THE REQUEST:
Wherever a line in the data below holds "React", copy that line.

___

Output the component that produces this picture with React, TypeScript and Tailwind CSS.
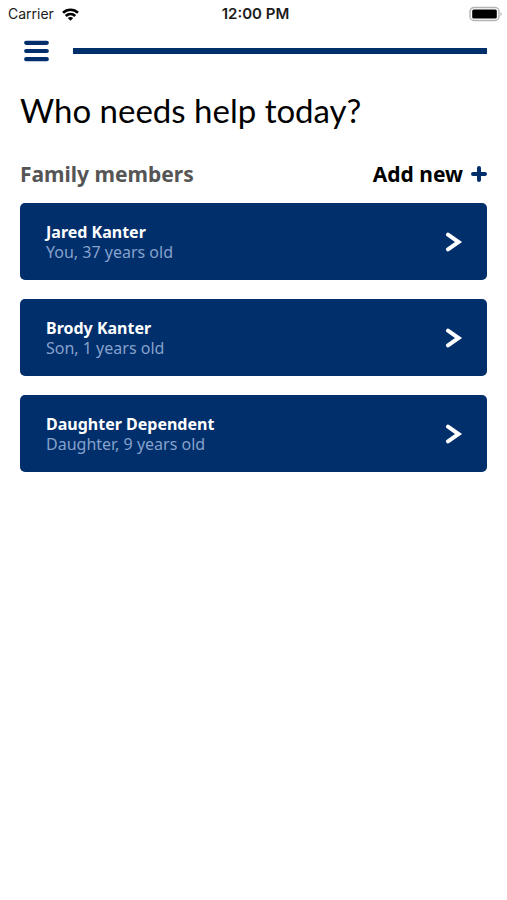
import React from 'react';

interface Member {
  id: number;
  name: string;
  detail: string;
}

const members: Member[] = [
  { id: 1, name: 'Jared Kanter', detail: 'You, 37 years old' },
  { id: 2, name: 'Brody Kanter', detail: 'Son, 1 years old' },
  { id: 3, name: 'Daughter Dependent', detail: 'Daughter, 9 years old' },
];

const StatusBar: React.FC = () => (
  <div className="grid grid-cols-3 items-center h-7 pl-2 pr-1 font-['Inter',sans-serif] text-sm text-[#1c1c1c]">
    <div className="flex items-center gap-2">
      <span>Carrier</span>
      <svg width="17" height="13" viewBox="0 0 17 13" fill="none" stroke="#000" strokeWidth="2.6" aria-hidden="true">
        <path d="M1 4.8C5.2 0.7 11.8 0.7 16 4.8" />
        <path d="M3.8 8C6.4 5.4 10.6 5.4 13.2 8" />
        <path d="M8.5 12.8L5.8 10C7.4 8.7 9.6 8.7 11.2 10Z" fill="#000" stroke="none" />
      </svg>
    </div>
    <span className="text-center text-[15px] font-semibold">12:00 PM</span>
    <svg className="justify-self-end" width="34" height="16" viewBox="0 0 34 16" aria-hidden="true">
      <rect x="1" y="1.5" width="29" height="13" rx="4" fill="#fff" stroke="#b4b4b4" strokeWidth="1.4" />
      <rect x="3.2" y="3.6" width="24.6" height="9" rx="1.5" fill="#000" />
      <path d="M31.6 6.2C33 6.8 33 9.4 31.6 10Z" fill="#999" />
    </svg>
  </div>
);

const MemberCard: React.FC<{ member: Member }> = ({ member }) => (
  <button className="flex w-full items-center justify-between rounded-[5px] bg-[#002f6c] h-[77px] pl-[26px] pr-6 text-left">
    <span className="flex flex-col text-base leading-5">
      <span className="font-bold text-white">{member.name}</span>
      <span className="text-[#86a1cb]">{member.detail}</span>
    </span>
    <svg width="18" height="20" viewBox="0 0 18 20" fill="none" stroke="#fff" strokeWidth="4" strokeLinecap="round" aria-hidden="true">
      <path d="M3 2.6L13.6 10L3 17.4" strokeLinejoin="miter" />
    </svg>
  </button>
);

const App: React.FC = () => (
  <div className="min-h-screen bg-white font-['Noto_Sans',sans-serif] text-black">
    <StatusBar />

    <header className="flex items-center gap-6 h-[46px] pl-6 pr-5">
      <button aria-label="Menu">
        <svg width="25" height="22" viewBox="0 0 25 22" stroke="#002f6c" strokeWidth="4.2" strokeLinecap="round" aria-hidden="true">
          <path d="M2.2 2.8H22.8M2.2 11H22.8M2.2 19.2H22.8" />
        </svg>
      </button>
      <div className="h-[6px] flex-1 bg-[#002f6c]" />
    </header>

    <main className="px-5">
      <h1 className="pt-4 font-['Lato',sans-serif] text-[33px] leading-10">Who needs help today?</h1>

      <div className="flex items-center justify-between pt-7 pb-[13px]">
        <h2 className="text-[21px] leading-8 font-bold text-[#555]">Family members</h2>
        <button className="flex items-center gap-2 text-[21px] leading-8 font-bold">
          Add new
          <svg width="16" height="16" viewBox="0 0 16 16" stroke="#002f6c" strokeWidth="4" strokeLinecap="round" aria-hidden="true">
            <path d="M8 2V14M2 8H14" />
          </svg>
        </button>
      </div>

      <div className="flex flex-col gap-[19px]">
        {members.map((member) => (
          <MemberCard key={member.id} member={member} />
        ))}
      </div>
    </main>
  </div>
);

export default App;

___

WRITTEN RESPONSE:
Output the component that produces this picture with React, TypeScript and Tailwind CSS.
import React from 'react';
const StatusBar: React.FC = () => (
const MemberCard: React.FC<{ member: Member }> = ({ member }) => (
const App: React.FC = () => (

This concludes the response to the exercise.